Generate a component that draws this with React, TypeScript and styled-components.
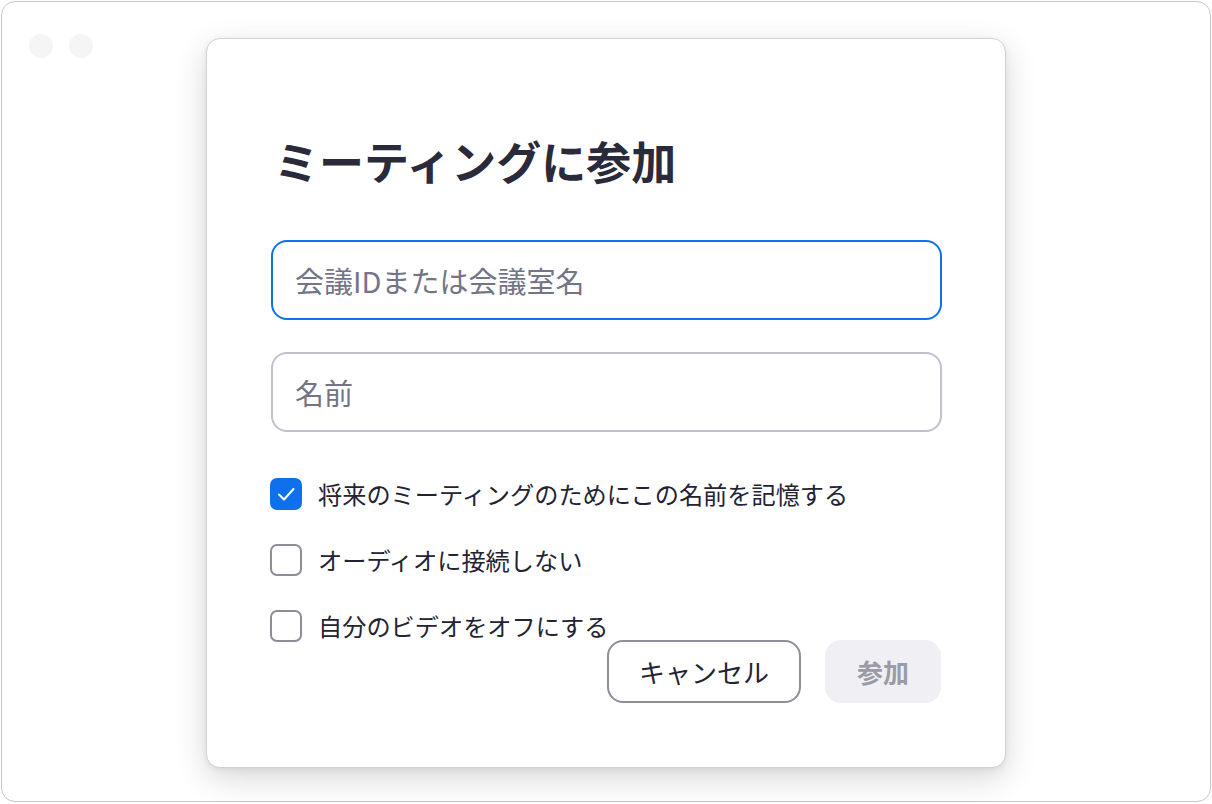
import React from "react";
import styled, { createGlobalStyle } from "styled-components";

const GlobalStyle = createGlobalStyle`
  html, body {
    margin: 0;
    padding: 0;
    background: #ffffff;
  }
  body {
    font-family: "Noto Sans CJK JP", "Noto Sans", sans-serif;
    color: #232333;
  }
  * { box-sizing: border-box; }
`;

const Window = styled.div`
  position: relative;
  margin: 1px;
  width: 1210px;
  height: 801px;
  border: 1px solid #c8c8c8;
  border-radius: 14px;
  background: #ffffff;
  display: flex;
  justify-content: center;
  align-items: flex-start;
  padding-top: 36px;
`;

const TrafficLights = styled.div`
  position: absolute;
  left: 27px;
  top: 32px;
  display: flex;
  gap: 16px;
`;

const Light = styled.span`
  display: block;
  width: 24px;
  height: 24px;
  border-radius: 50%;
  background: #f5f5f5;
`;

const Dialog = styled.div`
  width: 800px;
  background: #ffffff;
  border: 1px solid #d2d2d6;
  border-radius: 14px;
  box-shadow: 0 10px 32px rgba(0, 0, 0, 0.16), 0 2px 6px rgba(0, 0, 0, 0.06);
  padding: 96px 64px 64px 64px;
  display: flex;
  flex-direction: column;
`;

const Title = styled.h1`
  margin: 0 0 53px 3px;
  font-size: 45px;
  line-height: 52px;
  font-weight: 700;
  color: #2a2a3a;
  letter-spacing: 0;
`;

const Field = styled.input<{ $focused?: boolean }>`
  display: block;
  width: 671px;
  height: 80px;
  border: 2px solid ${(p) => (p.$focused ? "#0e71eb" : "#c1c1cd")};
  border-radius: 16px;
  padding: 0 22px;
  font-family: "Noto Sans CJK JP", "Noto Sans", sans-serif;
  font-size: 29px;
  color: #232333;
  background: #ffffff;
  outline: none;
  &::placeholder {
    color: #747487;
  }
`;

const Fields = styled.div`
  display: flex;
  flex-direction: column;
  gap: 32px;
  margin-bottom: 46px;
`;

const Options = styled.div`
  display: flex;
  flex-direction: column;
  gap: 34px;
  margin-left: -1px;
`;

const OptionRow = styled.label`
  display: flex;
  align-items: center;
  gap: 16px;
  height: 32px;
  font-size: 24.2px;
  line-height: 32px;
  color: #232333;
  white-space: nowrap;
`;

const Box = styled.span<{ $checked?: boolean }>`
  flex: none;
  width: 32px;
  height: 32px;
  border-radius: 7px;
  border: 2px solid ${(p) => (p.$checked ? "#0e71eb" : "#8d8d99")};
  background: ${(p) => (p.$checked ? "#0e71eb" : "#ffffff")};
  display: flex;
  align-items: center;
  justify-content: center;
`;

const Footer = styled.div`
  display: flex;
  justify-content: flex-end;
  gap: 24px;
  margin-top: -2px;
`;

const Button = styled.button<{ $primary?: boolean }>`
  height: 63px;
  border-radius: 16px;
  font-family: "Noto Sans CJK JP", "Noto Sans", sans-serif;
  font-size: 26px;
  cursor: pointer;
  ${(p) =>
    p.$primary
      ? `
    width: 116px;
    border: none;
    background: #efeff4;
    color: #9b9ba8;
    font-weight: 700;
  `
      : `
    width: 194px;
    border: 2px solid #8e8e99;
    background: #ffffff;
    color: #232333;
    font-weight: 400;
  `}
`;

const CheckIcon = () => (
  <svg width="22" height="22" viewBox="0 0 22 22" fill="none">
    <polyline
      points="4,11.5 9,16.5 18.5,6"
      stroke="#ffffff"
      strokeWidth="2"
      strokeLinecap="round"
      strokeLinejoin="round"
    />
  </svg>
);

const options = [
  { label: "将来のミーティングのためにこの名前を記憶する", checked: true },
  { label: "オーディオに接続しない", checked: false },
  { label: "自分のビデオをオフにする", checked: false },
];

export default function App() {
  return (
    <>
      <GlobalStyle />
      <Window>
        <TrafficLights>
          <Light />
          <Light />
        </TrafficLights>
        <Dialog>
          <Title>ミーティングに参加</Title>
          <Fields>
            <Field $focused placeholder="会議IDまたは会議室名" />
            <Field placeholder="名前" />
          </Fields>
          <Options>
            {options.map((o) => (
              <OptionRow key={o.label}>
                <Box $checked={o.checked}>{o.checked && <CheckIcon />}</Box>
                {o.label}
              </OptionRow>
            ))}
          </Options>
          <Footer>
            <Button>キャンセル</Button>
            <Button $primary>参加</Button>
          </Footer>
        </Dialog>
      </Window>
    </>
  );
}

== == ==

• **PROBLEM STATEMENT**
Set down all the data again exactly as above, pictures excluded.

• **CORRECT RESULT**
Generate a component that draws this with React, TypeScript and styled-components.
import React from "react";
import styled, { createGlobalStyle } from "styled-components";

const GlobalStyle = createGlobalStyle`
  html, body {
    margin: 0;
    padding: 0;
    background: #ffffff;
  }
  body {
    font-family: "Noto Sans CJK JP", "Noto Sans", sans-serif;
    color: #232333;
  }
  * { box-sizing: border-box; }
`;

const Window = styled.div`
  position: relative;
  margin: 1px;
  width: 1210px;
  height: 801px;
  border: 1px solid #c8c8c8;
  border-radius: 14px;
  background: #ffffff;
  display: flex;
  justify-content: center;
  align-items: flex-start;
  padding-top: 36px;
`;

const TrafficLights = styled.div`
  position: absolute;
  left: 27px;
  top: 32px;
  display: flex;
  gap: 16px;
`;

const Light = styled.span`
  display: block;
  width: 24px;
  height: 24px;
  border-radius: 50%;
  background: #f5f5f5;
`;

const Dialog = styled.div`
  width: 800px;
  background: #ffffff;
  border: 1px solid #d2d2d6;
  border-radius: 14px;
  box-shadow: 0 10px 32px rgba(0, 0, 0, 0.16), 0 2px 6px rgba(0, 0, 0, 0.06);
  padding: 96px 64px 64px 64px;
  display: flex;
  flex-direction: column;
`;

const Title = styled.h1`
  margin: 0 0 53px 3px;
  font-size: 45px;
  line-height: 52px;
  font-weight: 700;
  color: #2a2a3a;
  letter-spacing: 0;
`;

const Field = styled.input<{ $focused?: boolean }>`
  display: block;
  width: 671px;
  height: 80px;
  border: 2px solid ${(p) => (p.$focused ? "#0e71eb" : "#c1c1cd")};
  border-radius: 16px;
  padding: 0 22px;
  font-family: "Noto Sans CJK JP", "Noto Sans", sans-serif;
  font-size: 29px;
  color: #232333;
  background: #ffffff;
  outline: none;
  &::placeholder {
    color: #747487;
  }
`;

const Fields = styled.div`
  display: flex;
  flex-direction: column;
  gap: 32px;
  margin-bottom: 46px;
`;

const Options = styled.div`
  display: flex;
  flex-direction: column;
  gap: 34px;
  margin-left: -1px;
`;

const OptionRow = styled.label`
  display: flex;
  align-items: center;
  gap: 16px;
  height: 32px;
  font-size: 24.2px;
  line-height: 32px;
  color: #232333;
  white-space: nowrap;
`;

const Box = styled.span<{ $checked?: boolean }>`
  flex: none;
  width: 32px;
  height: 32px;
  border-radius: 7px;
  border: 2px solid ${(p) => (p.$checked ? "#0e71eb" : "#8d8d99")};
  background: ${(p) => (p.$checked ? "#0e71eb" : "#ffffff")};
  display: flex;
  align-items: center;
  justify-content: center;
`;

const Footer = styled.div`
  display: flex;
  justify-content: flex-end;
  gap: 24px;
  margin-top: -2px;
`;

const Button = styled.button<{ $primary?: boolean }>`
  height: 63px;
  border-radius: 16px;
  font-family: "Noto Sans CJK JP", "Noto Sans", sans-serif;
  font-size: 26px;
  cursor: pointer;
  ${(p) =>
    p.$primary
      ? `
    width: 116px;
    border: none;
    background: #efeff4;
    color: #9b9ba8;
    font-weight: 700;
  `
      : `
    width: 194px;
    border: 2px solid #8e8e99;
    background: #ffffff;
    color: #232333;
    font-weight: 400;
  `}
`;

const CheckIcon = () => (
  <svg width="22" height="22" viewBox="0 0 22 22" fill="none">
    <polyline
      points="4,11.5 9,16.5 18.5,6"
      stroke="#ffffff"
      strokeWidth="2"
      strokeLinecap="round"
      strokeLinejoin="round"
    />
  </svg>
);

const options = [
  { label: "将来のミーティングのためにこの名前を記憶する", checked: true },
  { label: "オーディオに接続しない", checked: false },
  { label: "自分のビデオをオフにする", checked: false },
];

export default function App() {
  return (
    <>
      <GlobalStyle />
      <Window>
        <TrafficLights>
          <Light />
          <Light />
        </TrafficLights>
        <Dialog>
          <Title>ミーティングに参加</Title>
          <Fields>
            <Field $focused placeholder="会議IDまたは会議室名" />
            <Field placeholder="名前" />
          </Fields>
          <Options>
            {options.map((o) => (
              <OptionRow key={o.label}>
                <Box $checked={o.checked}>{o.checked && <CheckIcon />}</Box>
                {o.label}
              </OptionRow>
            ))}
          </Options>
          <Footer>
            <Button>キャンセル</Button>
            <Button $primary>参加</Button>
          </Footer>
        </Dialog>
      </Window>
    </>
  );
}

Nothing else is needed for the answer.